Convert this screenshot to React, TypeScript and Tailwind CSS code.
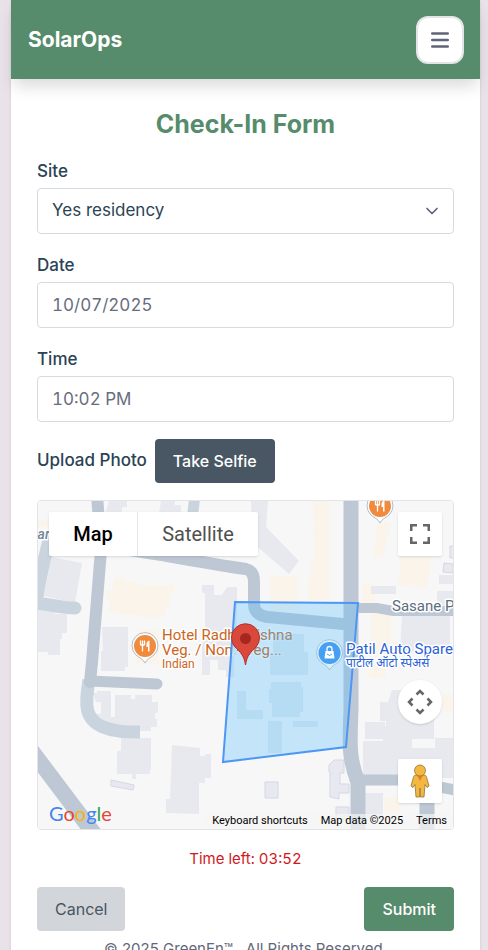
import { ChevronDown } from "lucide-react";
import type { ReactNode } from "react";

const inputClass =
  "h-[46px] w-full appearance-none rounded border border-[#d8dae2] bg-white px-3.5 text-[17px]";

function Field({
  id,
  label,
  children,
}: {
  id: string;
  label: string;
  children: ReactNode;
}) {
  return (
    <div>
      <label
        htmlFor={id}
        className="block text-[17px] leading-6 font-medium text-[#2a4355]"
      >
        {label}
      </label>
      <div className="relative mt-[5px]">{children}</div>
    </div>
  );
}

function FoodPin({ x, y }: { x: number; y: number }) {
  return (
    <g transform={`translate(${x} ${y})`}>
      <path
        d="M0 17C-2 13-5 12-9 9A13 13 0 1 1 9 9C5 12 2 13 0 17Z"
        fill="#fff"
        stroke="#aebccb"
        strokeWidth="1"
      />
      <circle r="11" fill="#f08a3c" />
      <path
        d="M-4.5-5.5V-1M-2.500-5.500V5.500M-.5-5.500V-1M-4.500-1H-.5"
        stroke="#fff"
        strokeWidth="1.300"
        fill="none"
      />
      <path d="M4.500 5.500H3V1H1.500V-2Q1.500-5 4.500-5.500Z" fill="#fff" />
    </g>
  );
}

function MapCanvas() {
  return (
    <svg
      viewBox="38 501 415 328"
      preserveAspectRatio="xMidYMid slice"
      className="h-full w-full"
      aria-hidden
    >
      <rect x="38" y="501" width="415" height="328" fill="#f7f7f7" />

      {/* Commercial plots */}
      <g fill="#faf4ea">
        <path d="M114 577h9v4h14v4h38v8h-5v13h-5v11h-27v-2h-19v-3h-10v-13h-3v-9h6z" />
        <path d="M137 629h22v35h-23z" />
        <path d="M313 501h16v99h-21v-22h3v-17h3zM270 576h27v34h-27z" />
        <path d="M377 523h14l-8 34h-9zM402 550h31l-7 39-28-4zM362 583h13v20h-13zM371 612h20v44h-20zM369 663h17v15h-17zM443 694h10v18h-10zM384 797h17v16h-17z" />
        <path d="M38 520h22v7h-22z" />
      </g>

      {/* Buildings */}
      <g fill="#e8e9ef">
        <path d="M51 557l31 6-7 40-31-7z" />
        <path d="M38 610h17v4h12v19h-5v6h-2v16h-12v-3h-10z" />
        <path d="M109 501h18v6h-5v5h-16zM161 501h14v4h6v8h-22z" />
        <path d="M202 585h12v10h8l5-8h10v68h-3v22h-8v-7h-8v-10h-8v15h-8v-38h3v-44h-3z" />
        <path d="M102 627h26v40h-3v4h-24v-20h2z" />
        <path d="M251 501h17l-2 26 33 34-10 13-37-32z" />
        <path d="M371 586h25v8h-25zM439 575h14v9h-14zM437 591h16v17h-16zM402 616h48v36h-50z" />
        <path d="M93 693h4v-2h14v26h4v-22h16v4h4v-4h17v7h6v11h-3v6h2v8h-6v4h-15v-4h-10v2h-14v-4h-10v-3h-7v-8h6v-12h-5z" />
        <path d="M121 735h9v3h21v32h-1v4h-14v5h-4v-5h-15v-23h4v-13z" />
        <path d="M172 745l28 3v8h5v-2h6v24h-6v5h-6v31l-33-1v-14h4z" />
        <path d="M365 722h20v17h-20zM392 690h42v49h-22v9h48v30h-97v-37h20v-15h3v-5h-6v-19h8z" />
        <path d="M363 793h20v26h-21zM435 738h18v28h-18z" />
      </g>
      <g fill="#e8e9f0" stroke="#d5d7e5">
        <path d="M111 780l23 5-1 5-22-4zM265 782h13v16h-13z" />
        <path d="M334 760h10v13h-4v11h9v9h-10v6l-9-2v-25h-1v-7zM336 807h13v12h-13z" />
        <path d="M444 563l9 1v9l-10-1zM450 546h4v12h-4z" />
      </g>

      {/* Roads */}
      <g fill="none" stroke="#bdc8d4" strokeLinecap="round">
        <path
          d="M89 680C85 704 84 719 103 727C115 732 126 732 140 732"
          strokeWidth="13"
          stroke="#c9d4df"
          strokeLinecap="butt"
        />
        <path
          d="M49 540C44 560 39 582 36 603C49 604 61 608 75 608"
          strokeWidth="13"
          stroke="#c9d4df"
        />
        <path d="M97 495L101 550L92 662L90 682" strokeWidth="12" />
        <path d="M195 495L192 520" strokeWidth="11" stroke="#cad4df" />
        <path d="M90 681L157 684" strokeWidth="11" />
        <path
          d="M120 549C157 553 195 562 246 569Q254 571 254 582V604Q254 615 268 617L343 624"
          strokeWidth="12"
        />
        <path d="M351 495V709C350 742 348 757 358 782V835" strokeWidth="15" />
        <path d="M350 608H377L393 611H455" strokeWidth="10" />
        <path d="M355 780H405L455 790" strokeWidth="11" />
        <path d="M427 790V835" strokeWidth="15" />
        <path d="M31 750L95 835" strokeWidth="16" />
      </g>

      <g
        fontFamily="Roboto, sans-serif"
        stroke="#fff"
        strokeWidth="3"
        paintOrder="stroke"
        strokeLinejoin="round"
      >
        <text x="29" y="539" fontSize="14" fontWeight="500" fill="#718797" fontStyle="italic">
          Bar
        </text>
        <text x="392" y="611" fontSize="15" fill="#596d7e">
          Sasane Pa
        </text>
        <g fill="#cc651b">
          <text x="162" y="640" fontSize="15">
            Hotel Radhakrishna
          </text>
          <text x="162" y="655" fontSize="15">
            Veg. / Non - Veg...
          </text>
          <text x="162" y="668" fontSize="12">
            Indian
          </text>
        </g>
      </g>

      <FoodPin x={145} y={646} />
      <FoodPin x={380} y={506} />

      {/* Site boundary */}
      <path
        d="M235 602L358 603L346 747L223 762Z"
        fill="#4ebcff"
        fillOpacity=".3"
        stroke="#4d96f5"
        strokeWidth="2"
      />
      <g fill="#7db8dc" fillOpacity=".2">
        <path d="M237 691h9v19h17v9h-26zM273 634h31v18h4v23h-38v-22h3zM271 682h30v5h2v25h-3v5h-28v-14h-3v-14h2zM268 721h14v32h-14zM293 721h25v6h-25z" />
      </g>

      <g
        fontFamily="Roboto, 'Noto Sans', sans-serif"
        fill="#2861d8"
        stroke="#fff"
        strokeWidth="3"
        paintOrder="stroke"
        strokeLinejoin="round"
      >
        <text x="346" y="654" fontSize="15">
          Patil Auto Spares
        </text>
        <text x="346" y="667" fontSize="12">
          पाटील ऑटो स्पेअर्स
        </text>
      </g>

      {/* Shop pin */}
      <g transform="translate(329.500 653)">
        <path
          d="M0 17C-2 13-5 12-9 9A13 13 0 1 1 9 9C5 12 2 13 0 17Z"
          fill="#d7eefb"
          stroke="#9fc4dd"
        />
        <circle r="11" fill="#459ff2" />
        <path d="M-4-2H4L5 5.500H-5Z" fill="#fff" />
        <path d="M-2.500-2V-4A2.500 2.500 0 0 1 2.500-4V-2" fill="none" stroke="#fff" strokeWidth="1.300" />
        <path d="M-2.500 1Q0 4 2.500 1" fill="none" stroke="#459ff2" />
      </g>

      {/* Current position */}
      <path
        d="M245.500 665C244 655 240 652 235 647A14 14 0 1 1 256 647C251 652 247 655 245.500 665Z"
        fill="#d9483b"
        stroke="#b52f28"
      />
      <circle cx="245.500" cy="638.500" r="5.500" fill="#a52720" />
    </svg>
  );
}

function SiteMap() {
  return (
    <section
      aria-label="Site map"
      className="relative mt-[17px] h-[330px] overflow-hidden rounded border border-[#e4e4e8] font-[Roboto,sans-serif]"
    >
      <MapCanvas />

      <div className="absolute top-[11px] left-[11px] flex h-11 rounded-xs bg-white text-xl shadow">
        <button type="button" className="w-[89px] border-r border-gray-200 font-medium text-black">
          Map
        </button>
        <button type="button" className="w-[120px] text-[#505050]">
          Satellite
        </button>
      </div>

      <button
        type="button"
        aria-label="Toggle fullscreen view"
        className="absolute top-[11px] right-[11px] grid size-11 place-items-center rounded-xs bg-white shadow"
      >
        <svg width="22" height="22" viewBox="0 0 22 22" fill="none" stroke="#666" strokeWidth="2.500">
          <path d="M2.250 8V2.250H8M14 2.250h5.750V8M19.750 14v5.750H14M8 19.750H2.250V14" />
        </svg>
      </button>

      <button
        type="button"
        aria-label="Map camera controls"
        className="absolute right-[11px] bottom-[105px] grid size-11 place-items-center rounded-full bg-white shadow"
      >
        <svg width="26" height="26" viewBox="0 0 26 26" fill="none" stroke="#666" strokeWidth="2.500">
          <path d="M9.500 5.500L13 2l3.500 3.500M9.500 20.500L13 24l3.500-3.500M5.500 9.500L2 13l3.500 3.500M20.500 9.500L24 13l-3.500 3.500" />
        </svg>
      </button>

      <button
        type="button"
        aria-label="Street View"
        className="absolute right-[11px] bottom-[26px] grid size-11 place-items-center rounded-xs bg-white shadow"
      >
        <svg width="20" height="34" viewBox="0 0 20 34" fill="#f3b83f" stroke="#967434" strokeWidth=".8">
          <path d="M6 11h8q2 0 2.500 2l2.500 9-2 1.500-2-3-1 12.500h-3.500L10 24l-.5 9H6L5 20.500l-2 3L1 22l2.500-9Q4 11 6 11Z" />
          <path d="M7 11.500h6L10 17Z" fill="#df8435" stroke="none" />
          <circle cx="10" cy="6.500" r="5.500" />
        </svg>
      </button>

      <div className="absolute bottom-1 left-[11px] font-[Lato,sans-serif] text-xl leading-6">
        <span className="text-[#4285f4]">G</span>
        <span className="text-[#ea4335]">o</span>
        <span className="text-[#f9b500]">o</span>
        <span className="text-[#4285f4]">g</span>
        <span className="text-[#34a853]">l</span>
        <span className="text-[#ea4335]">e</span>
      </div>

      <div className="absolute right-0 bottom-0 flex h-[15px] items-center gap-[13px] bg-[#f5f5f5]/70 px-1.5 text-[11px] text-black">
        <button type="button">Keyboard shortcuts</button>
        <span>Map data ©2025</span>
        <a href="#terms">Terms</a>
      </div>
    </section>
  );
}

export default function App() {
  return (
    <div className="h-screen overflow-hidden bg-[#e9e2e8] pr-2 pl-[11px] font-[Inter,sans-serif]">
      <div className="min-h-full bg-white shadow-sm">
        <header className="flex h-[79px] items-center justify-between bg-[#568c6b] pr-4 pl-[17px] shadow-[0_10px_15px_-3px_rgb(0_0_0/0.15)]">
          <div className="text-[21px] font-bold text-white">SolarOps</div>
          <button
            type="button"
            aria-label="Open menu"
            className="grid size-12 place-items-center rounded-xl border-2 border-[#e2e4e8] bg-white"
          >
            <svg width="18" height="18" viewBox="0 0 18 18" stroke="#5f6477" strokeWidth="2.400" strokeLinecap="round">
              <path d="M1.200 2.500h15.600M1.200 9h15.600M1.200 15.500h15.600" />
            </svg>
          </button>
        </header>

        <main className="px-[26px] pt-[29px]">
          <h1 className="text-center text-[25px] leading-8 font-bold text-[#568c6b]">
            Check-In Form
          </h1>

          <form className="mt-[19px]" onSubmit={(e) => e.preventDefault()}>
            <div className="flex flex-col gap-[19px]">
              <Field id="site" label="Site">
                <select id="site" className={`${inputClass} text-[#2a4355]`}>
                  <option>Yes residency</option>
                </select>
                <ChevronDown
                  size={20}
                  strokeWidth={2}
                  className="pointer-events-none absolute top-[13px] right-3 text-[#5c6375]"
                />
              </Field>
              <Field id="date" label="Date">
                <input id="date" readOnly value="10/07/2025" className={`${inputClass} text-[#686d7d] tabular-nums`} />
              </Field>
              <Field id="time" label="Time">
                <input id="time" readOnly value="10:02 PM" className={`${inputClass} text-[#686d7d] tabular-nums`} />
              </Field>
            </div>

            <div className="mt-[17px] flex items-center gap-2">
              <label htmlFor="selfie" className="text-[17px] font-medium text-[#2a4355]">
                Upload Photo
              </label>
              <button
                id="selfie"
                type="button"
                className="h-11 rounded bg-[#485763] px-[18px] text-base font-medium text-white"
              >
                Take Selfie
              </button>
            </div>

            <SiteMap />

            <p className="mt-[17px] text-center text-[15px] leading-6 text-[#d0191e] tabular-nums">
              Time left: 03:52
            </p>

            <div className="mt-4 flex justify-between">
              <button type="button" className="h-11 rounded bg-[#d2d5da] px-[18px] text-base text-[#485763]">
                Cancel
              </button>
              <button type="submit" className="h-11 rounded bg-[#568c6b] px-[18px] text-base font-medium text-white">
                Submit
              </button>
            </div>
          </form>
        </main>

        <footer className="mt-2 text-center text-[15px] leading-5 text-[#626879]">
          © 2025 GreenEn™ . All Rights Reserved.
        </footer>
      </div>
    </div>
  );
}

☆ ☆ ☆ ☆

◆ What you have to do
Repeat the listing above from its first line through the line that contains "w-full appearance-none rounded", both included, and nothing more. Drop the pictures.

◆ Written solution
Convert this screenshot to React, TypeScript and Tailwind CSS code.
import { ChevronDown } from "lucide-react";
import type { ReactNode } from "react";

const inputClass =
  "h-[46px] w-full appearance-none rounded border border-[#d8dae2] bg-white px-3.5 text-[17px]";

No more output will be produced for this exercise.